Government agents would not give Nwobodo a chance to return home, let alone remove his personal belongings from the house. All his belongings, including a car and an international passport with a valid visa, were irrecoverable. 

He has not only lost his home in Nigeria, but also cannot travel oversea to meet his family.

“I didn’t pick something as little as a pin from this house,” he told FIJ. “After all these, I had to hire another excavator to remove the irons and see if I could recover my passport. I am yet to find it.”

“Which government will come to destroy people’s property just like that, as if we are animals?” He asked.


Notice of eviction by LABSCA

Matthew Akindele, a seafarer with a private marine firm, West African Ventures, was one of the co-landlords Nwobodo mentioned during his interview. Akindele witnessed the incident, but what made the matter worse, his six-year-old son saw how the entire family would be displaced in a twinkle of an eye.

“I just brought my son back from school to see all these,” Akindele told FIJ. “The boy asked me: ‘Daddy, why are they destroying our house?’ I fought back tears and told him, ‘Don’t worry; we will build another one.”

How long will it take Akindele to build back his N80 million property? This is what breaks his heart daily.

“I built this house with all my sweat. Not even my tenants were able to pick anything in the house,” said Akindele.

He had lived with his family of three in the estate for 8 years and had no inkling this fate would ever befall him. LABSCA executed the demolition, but they were not indiscriminate. FIJ observed that some few houses were spared. They were owned by the influential people in the community.
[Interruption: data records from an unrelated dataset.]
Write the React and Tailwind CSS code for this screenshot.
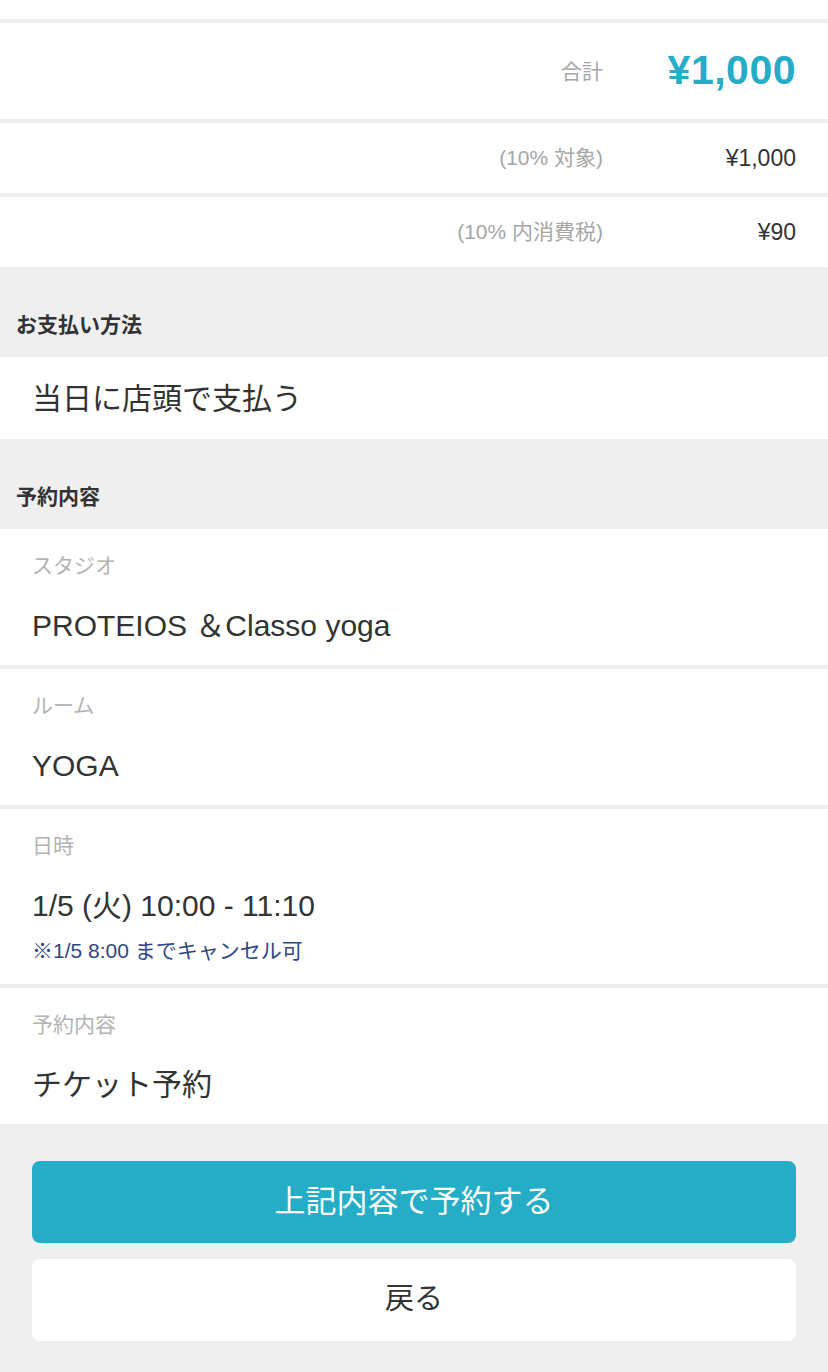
import React from "react";

const FONT = { fontFamily: '"Liberation Sans", "Noto Sans CJK JP", sans-serif' };

const AmountRow = ({ label, value, total }) => (
  <div
    className={`flex items-center justify-end bg-white pr-8 border-t-4 border-[#eeeeee] ${
      total ? "h-[100px]" : "h-[74px]"
    }`}
  >
    <span className={`text-[21px] text-[#a6a6a6] ${total ? "pt-[2px]" : ""}`}>{label}</span>
    <span
      className={`w-[193px] text-right ${
        total ? "text-[41px] font-bold tracking-[0.5px] text-[#25adc8]" : "text-[23px] text-[#333]"
      }`}
    >
      {value}
    </span>
  </div>
);

const SectionHeader = ({ children }) => (
  <div className="bg-[#efefef] pl-4 pt-[44px] pb-[18px] text-[21px] leading-[28px] font-bold text-[#333]">
    {children}
  </div>
);

const Field = ({ label, value, note, first }) => (
  <div
    className={`bg-white pl-8 pt-[22px] ${note ? "pb-[18px]" : "pb-[19px]"} ${
      first ? "" : "border-t-4 border-[#eeeeee]"
    }`}
  >
    <div className="text-[21px] leading-[30px] text-[#b3b3b3]">{label}</div>
    <div className="mt-[25px] text-[30px] leading-[40px] text-[#333]">{value}</div>
    {note && <div className="mt-[10px] text-[21px] leading-[30px] text-[#2f4785]">{note}</div>}
  </div>
);

export default function App() {
  return (
    <div className="w-[828px] min-h-[1372px] bg-[#efefef] text-[#333]" style={FONT}>
      <div className="h-[19px] bg-white" />
      <AmountRow label="合計" value="¥1,000" total />
      <AmountRow label="(10% 対象)" value="¥1,000" />
      <AmountRow label="(10% 内消費税)" value="¥90" />

      <SectionHeader>お支払い方法</SectionHeader>
      <div className="flex h-[82px] items-center bg-white pl-8 text-[30px] text-[#333]">
        当日に店頭で支払う
      </div>

      <SectionHeader>予約内容</SectionHeader>
      <Field label="スタジオ" value="PROTEIOS ＆Classo yoga" first />
      <Field label="ルーム" value="YOGA" />
      <Field label="日時" value="1/5 (火) 10:00 - 11:10" note="※1/5 8:00 までキャンセル可" />
      <Field label="予約内容" value="チケット予約" />

      <div className="flex flex-col gap-4 px-8 pt-[37px] pb-8">
        <button className="h-[82px] rounded-lg bg-[#25adc8] text-[31px] text-white">
          上記内容で予約する
        </button>
        <button className="h-[82px] rounded-lg bg-white text-[29px] text-[#333]">戻る</button>
      </div>
    </div>
  );
}
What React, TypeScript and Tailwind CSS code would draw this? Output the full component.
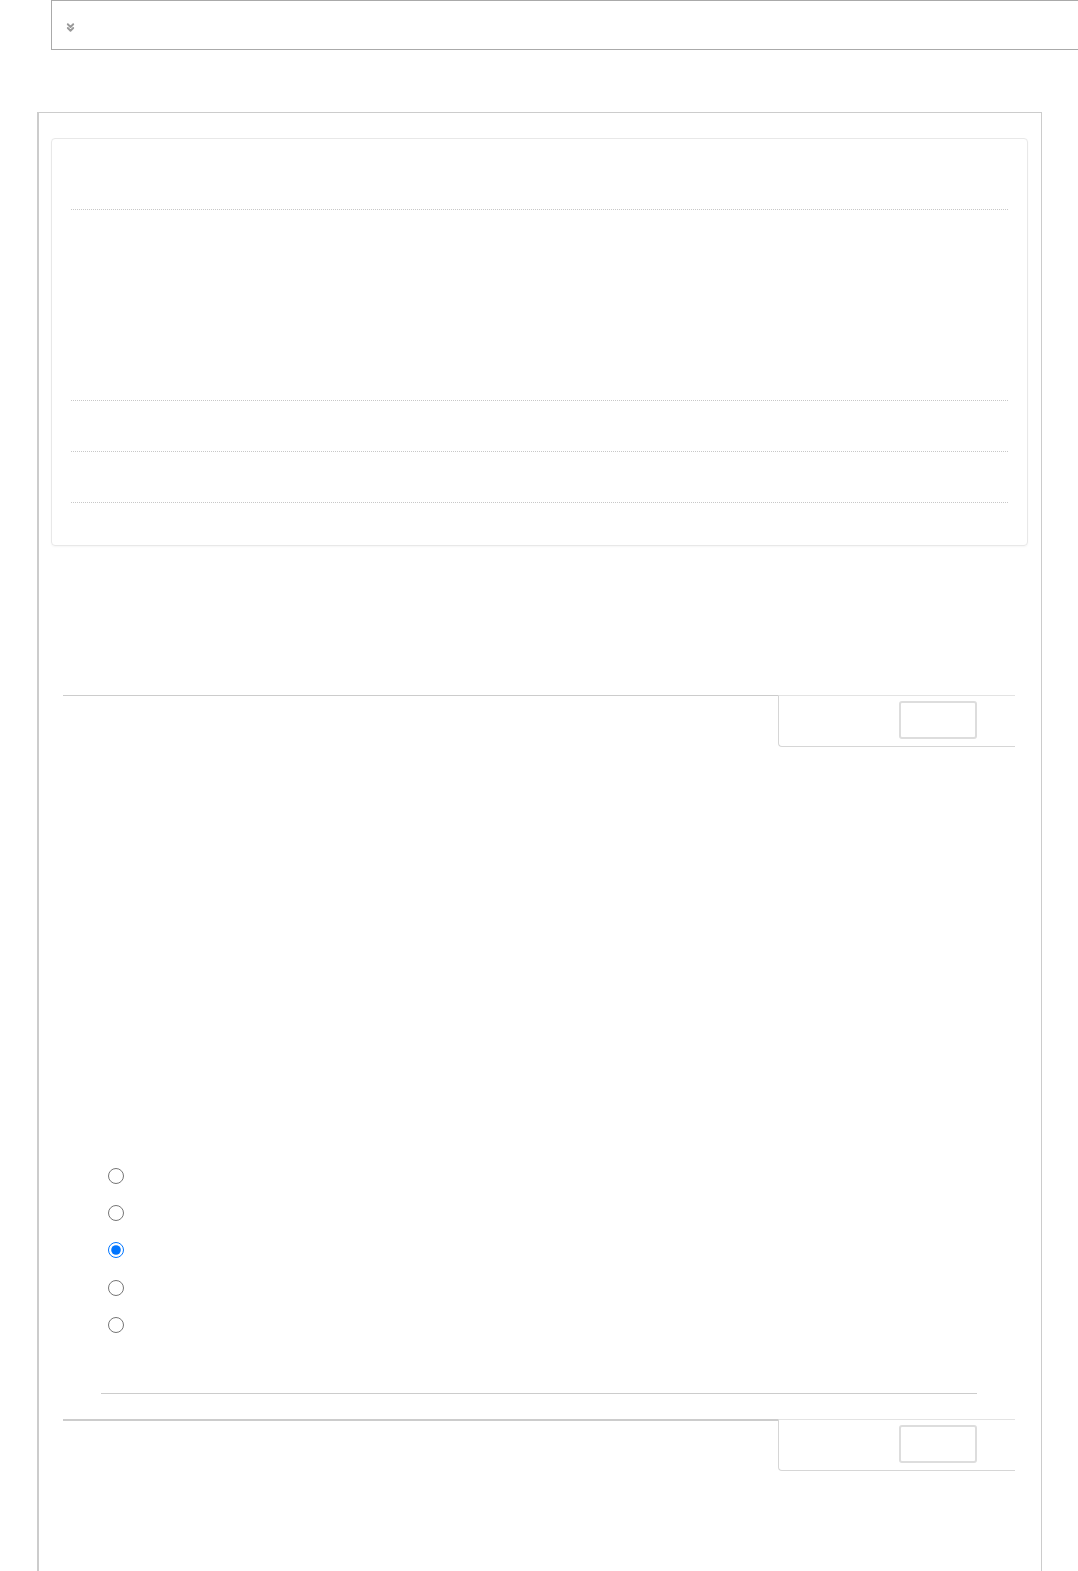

For example: In close two, the parallel house owned by Bose Akinyemi, a Chief Superintendent of Police in Lagos, was marked, but eventually spared. The houses on both sides of the police chief’s apartment were taken down.

CSP Bose Akinyemi’s house spared in midst of massive demolition

The house belonging to Lydia Omogbai, a member of NTDA’s staff, within Newtown Estate, was not touched. Same for Wale Ogunyode, the estate chairman. David Olufemi, the estate’s lawyer’s house was located close to Nwobodo and Akindele’s houses, but it is still standing. “The houses of those who could call the government were completely saved from the wreck,” a source told FIJ.

The source further said he had observed that while the demolition was still ongoing, some of the team that came for the operation went round to take pictures of shanties and a forest.

“These are the signs suggesting that the demolition had a pattern of land-grabbing in it,” the source noted. “They seized our own phones and scared us with the police officers, but I later saw some of them going round to take pictures of shanties within the estate so that they could present them in court that the community was largely undeveloped, a reason for the government to acquire it.”

Also, many of these aggrieved residents have accused their chairman of conniving with NTDA to betray them. This distrust thrives because he still has a roof over his head while his followers are homeless.  

“I am also pained by what happened,” the chairman told FIJ. “I made all efforts to prevent this, but unfortunately, they didn’t turn out well. This came from the government, but before this time, I advised these people complaining now that they should consult the right authorities for appropriate resolution.”

When contacted for comment, Adetayo Akitoye, the spokesman of LABSCA, also referred FIJ to NTDA. But Olakunle John Aboyeji, NTDA’s General Manager, would not answer FIJ’s calls. He also failed to respond to a text message for comments. 


At the Lagos Real Estate Market Place Conference and Exhibitions organised by the Lagos State Real Estate Regulatory Authority (LASRERA) on Tuesday, Babajide Sanwo-Olu, the Lagos State Governor, announced the government’s plan to begin complete removal of buildings on untitled lands across the state next year.

He said the move woud curb incidents of land grabbing, while admitting that there had been state officials sabotaging the full take-off of the state’s Enterprise Geographic Information System (e-GIS) project, another initiative to automate approval of land surveys and allocation of titles.

The governor said, “We will also be carrying out genuine reforms in our survey department. We need to have our e-GIS platform up and running after 10 years that it was initiated”. 

“I’m expressing my disappointment in some government officials sabotaging these efforts. I will look for the culprits and I will be ruthless in meting out punishment. I will ensure these saboteurs have no place in my government.”

Meanwhile, Lagos government and traditional landowners in Ogombo submitted petitions to a high court in October 25, over the land tussle between them. The victims of the demolition also presented their petition.

The government denied knowledge of the demolition, despite clear evidence that the actors were police officers and government agencies.

Although they resisted people attempting to take pictures during the demolition, FIJ obtained some pictoral evidence. At least, two vehicles, during the demolition, came from the special operations unit of the governor’s office.

Multiple sources revealed that there are indications some people are hiding under the state to grab Newtown and Alabeko estates for private businesses.

A truck from Special Operations from the Governor’s Office sighted during demolition

While speaking with FIJ, Oni–Orisan, the Group Managing Director of Bamah Nissi Multilinks Ltd., denied any involvement in the land acquisition, assuring our reporter that he would also be in court on December 1 to defend himself. FIJ confirmed that he did not appear at the hearing.

During the last hearing, the judge expressed his dissatisfaction with the continuation of the case for seven years.

The case over the ownership of the disputed land in Ogombo was adjourned untill February 15, 2022. The court also held that the demolition would be addressed forthwith.